TASK GOAL
Sort through the data and copy the lines holding the word "React".

★ ★ ★ ★ ★

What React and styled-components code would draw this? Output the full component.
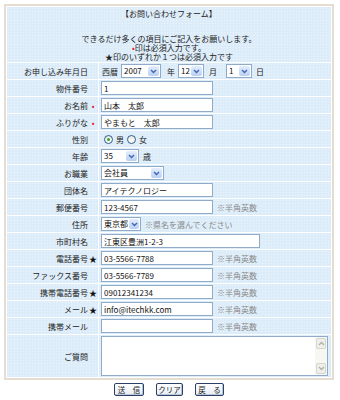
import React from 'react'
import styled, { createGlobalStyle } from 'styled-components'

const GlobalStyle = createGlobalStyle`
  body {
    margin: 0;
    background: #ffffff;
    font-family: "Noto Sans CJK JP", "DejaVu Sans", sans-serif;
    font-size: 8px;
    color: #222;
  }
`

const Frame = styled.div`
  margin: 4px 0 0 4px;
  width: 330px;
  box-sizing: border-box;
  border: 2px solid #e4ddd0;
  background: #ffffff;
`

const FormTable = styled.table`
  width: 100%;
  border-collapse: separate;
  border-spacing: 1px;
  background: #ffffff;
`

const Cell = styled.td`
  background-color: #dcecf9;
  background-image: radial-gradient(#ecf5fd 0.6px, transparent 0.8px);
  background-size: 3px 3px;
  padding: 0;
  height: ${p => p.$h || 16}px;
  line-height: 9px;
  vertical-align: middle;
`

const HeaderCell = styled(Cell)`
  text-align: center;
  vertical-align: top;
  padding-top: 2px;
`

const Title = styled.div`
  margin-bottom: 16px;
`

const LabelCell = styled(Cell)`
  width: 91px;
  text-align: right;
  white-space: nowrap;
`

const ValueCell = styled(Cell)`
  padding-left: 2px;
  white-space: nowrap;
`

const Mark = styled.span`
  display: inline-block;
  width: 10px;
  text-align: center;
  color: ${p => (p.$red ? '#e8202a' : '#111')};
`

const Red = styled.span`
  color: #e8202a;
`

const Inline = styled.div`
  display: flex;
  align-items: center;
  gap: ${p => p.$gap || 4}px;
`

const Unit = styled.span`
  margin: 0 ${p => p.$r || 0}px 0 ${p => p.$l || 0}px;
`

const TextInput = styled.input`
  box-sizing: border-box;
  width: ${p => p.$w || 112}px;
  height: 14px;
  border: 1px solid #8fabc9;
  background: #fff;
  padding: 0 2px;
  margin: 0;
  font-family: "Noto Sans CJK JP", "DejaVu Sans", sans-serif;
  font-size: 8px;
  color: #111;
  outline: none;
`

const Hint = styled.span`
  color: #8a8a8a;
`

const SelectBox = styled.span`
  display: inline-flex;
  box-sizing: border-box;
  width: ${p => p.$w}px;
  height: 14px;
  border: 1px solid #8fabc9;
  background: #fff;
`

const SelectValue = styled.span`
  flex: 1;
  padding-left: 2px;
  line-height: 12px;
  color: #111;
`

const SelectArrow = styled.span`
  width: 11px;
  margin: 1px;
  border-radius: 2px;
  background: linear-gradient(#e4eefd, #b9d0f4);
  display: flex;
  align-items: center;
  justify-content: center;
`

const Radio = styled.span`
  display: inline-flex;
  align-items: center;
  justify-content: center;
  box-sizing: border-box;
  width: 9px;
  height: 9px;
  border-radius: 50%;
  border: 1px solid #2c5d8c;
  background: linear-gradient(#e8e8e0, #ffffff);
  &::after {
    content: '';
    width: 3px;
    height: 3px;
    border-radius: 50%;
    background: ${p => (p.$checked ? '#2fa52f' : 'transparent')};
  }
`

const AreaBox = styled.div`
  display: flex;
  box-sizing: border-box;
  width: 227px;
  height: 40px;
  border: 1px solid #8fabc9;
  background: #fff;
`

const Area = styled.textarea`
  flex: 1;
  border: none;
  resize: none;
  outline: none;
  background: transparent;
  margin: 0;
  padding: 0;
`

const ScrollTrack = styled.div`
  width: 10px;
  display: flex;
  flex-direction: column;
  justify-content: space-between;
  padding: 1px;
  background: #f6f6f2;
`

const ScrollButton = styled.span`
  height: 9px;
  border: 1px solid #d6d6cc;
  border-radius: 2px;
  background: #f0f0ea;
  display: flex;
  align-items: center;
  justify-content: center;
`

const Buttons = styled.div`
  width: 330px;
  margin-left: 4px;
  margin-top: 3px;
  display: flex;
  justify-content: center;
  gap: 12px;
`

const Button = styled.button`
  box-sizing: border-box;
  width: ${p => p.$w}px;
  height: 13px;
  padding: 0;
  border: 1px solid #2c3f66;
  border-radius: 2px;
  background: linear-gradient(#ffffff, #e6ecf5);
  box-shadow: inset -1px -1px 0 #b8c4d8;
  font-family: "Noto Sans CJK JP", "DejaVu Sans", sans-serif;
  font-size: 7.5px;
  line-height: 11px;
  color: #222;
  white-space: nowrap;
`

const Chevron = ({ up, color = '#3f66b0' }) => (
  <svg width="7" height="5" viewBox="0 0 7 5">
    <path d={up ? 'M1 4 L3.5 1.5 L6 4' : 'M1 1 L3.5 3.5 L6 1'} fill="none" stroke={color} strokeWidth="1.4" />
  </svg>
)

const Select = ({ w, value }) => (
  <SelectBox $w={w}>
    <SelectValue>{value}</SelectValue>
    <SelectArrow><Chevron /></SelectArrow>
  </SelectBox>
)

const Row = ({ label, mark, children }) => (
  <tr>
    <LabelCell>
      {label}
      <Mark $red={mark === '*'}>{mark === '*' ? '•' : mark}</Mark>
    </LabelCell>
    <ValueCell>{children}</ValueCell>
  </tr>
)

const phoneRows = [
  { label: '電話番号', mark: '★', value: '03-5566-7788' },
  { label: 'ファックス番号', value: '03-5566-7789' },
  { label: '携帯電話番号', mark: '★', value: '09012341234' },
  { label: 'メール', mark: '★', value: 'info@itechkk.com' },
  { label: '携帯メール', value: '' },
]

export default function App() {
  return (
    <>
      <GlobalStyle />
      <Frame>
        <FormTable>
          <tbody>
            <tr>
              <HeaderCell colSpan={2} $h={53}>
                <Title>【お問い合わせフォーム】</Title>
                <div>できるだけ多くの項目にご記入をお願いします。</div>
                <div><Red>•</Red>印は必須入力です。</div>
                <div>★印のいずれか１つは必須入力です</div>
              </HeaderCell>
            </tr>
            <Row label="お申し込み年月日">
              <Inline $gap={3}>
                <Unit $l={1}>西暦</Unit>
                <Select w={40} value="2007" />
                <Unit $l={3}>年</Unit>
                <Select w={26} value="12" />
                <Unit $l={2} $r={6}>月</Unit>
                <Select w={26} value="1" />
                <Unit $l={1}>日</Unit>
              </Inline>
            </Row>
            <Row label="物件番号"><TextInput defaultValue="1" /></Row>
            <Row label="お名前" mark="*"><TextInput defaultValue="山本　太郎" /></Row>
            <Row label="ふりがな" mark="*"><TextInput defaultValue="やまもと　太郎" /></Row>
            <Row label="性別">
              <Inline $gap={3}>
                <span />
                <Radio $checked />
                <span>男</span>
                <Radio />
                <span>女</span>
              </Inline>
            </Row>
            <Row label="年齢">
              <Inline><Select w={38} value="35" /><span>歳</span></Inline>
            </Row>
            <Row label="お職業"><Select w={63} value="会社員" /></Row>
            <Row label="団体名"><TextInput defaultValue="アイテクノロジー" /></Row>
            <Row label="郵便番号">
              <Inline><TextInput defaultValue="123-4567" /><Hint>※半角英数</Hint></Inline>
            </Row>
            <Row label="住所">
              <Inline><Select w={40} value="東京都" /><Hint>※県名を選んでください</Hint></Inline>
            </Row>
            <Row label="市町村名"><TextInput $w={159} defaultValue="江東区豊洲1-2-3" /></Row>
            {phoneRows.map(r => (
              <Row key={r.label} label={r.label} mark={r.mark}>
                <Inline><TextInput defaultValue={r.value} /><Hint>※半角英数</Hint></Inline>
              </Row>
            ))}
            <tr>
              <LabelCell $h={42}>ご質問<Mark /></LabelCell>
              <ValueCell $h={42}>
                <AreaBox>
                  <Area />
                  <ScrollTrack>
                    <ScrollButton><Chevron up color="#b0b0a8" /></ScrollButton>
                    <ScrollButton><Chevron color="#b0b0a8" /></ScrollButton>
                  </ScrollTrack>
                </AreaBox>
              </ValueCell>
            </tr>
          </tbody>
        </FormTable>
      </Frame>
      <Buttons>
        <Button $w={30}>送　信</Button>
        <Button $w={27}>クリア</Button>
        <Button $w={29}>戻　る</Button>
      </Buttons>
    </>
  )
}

★ ★ ★ ★ ★

OUTPUT FOR THIS EXERCISE
What React and styled-components code would draw this? Output the full component.
import React from 'react'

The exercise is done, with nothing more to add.